How to start: call five local agents this week. "I am [name] with [company]. I do [trade] and I would love to be your go-to when clients need help. I respond fast, price fairly, and I will make you look good." Then deliver on that promise.

Vehicle branding. Your truck is a mobile billboard that costs nothing after the initial wrap or magnetic signs. Every time you park at a job site, every neighbor who walks by sees your name. Include your phone number and "Google us" on the vehicle. Keep the truck clean. A dirty truck with your logo on it is worse than no branding at all.


What About Everything Else?

I know what you are thinking. What about SEO? Social media?
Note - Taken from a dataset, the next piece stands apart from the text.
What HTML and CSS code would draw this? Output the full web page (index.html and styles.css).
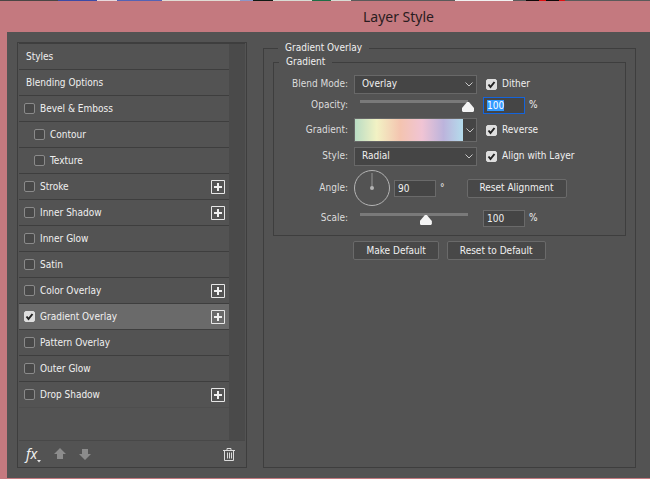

Paid ads? Direct mail?

They all work. But they are second-order tactics. If your GBP is weak, your review count is low, and nobody in the neighborhood knows your name, running Google Ads is like putting a turbocharger on an engine with no oil.

Get the three fundamentals right. Then once your schedule is consistently 70-80% full, start layering on additional channels. SEO is a great long-term investment. Facebook ads can work for seasonal pushes. But they are amplifiers, not foundations.

The roofer I mentioned at the top? He stopped everything except GBP optimization, review generation, and building agent relationships. His lead cost dropped by 60%. His close rate went up because more leads came pre-qualified through referrals and reviews.

Simple scales. Complex collapses.


Your Monday Morning Checklist

Do this before the week starts:

  • Text your last three happy clients asking for a Google review
  • Upload two project photos to your GBP with captions
  • Write one GBP post about a recent project
  • Respond to any unanswered reviews
  • Check Nextdoor for recommendation requests in your area
  • Call one real estate agent you have not connected with yet

Thirty minutes. Every Monday. In three months you will wonder why you ever spent money on door hangers.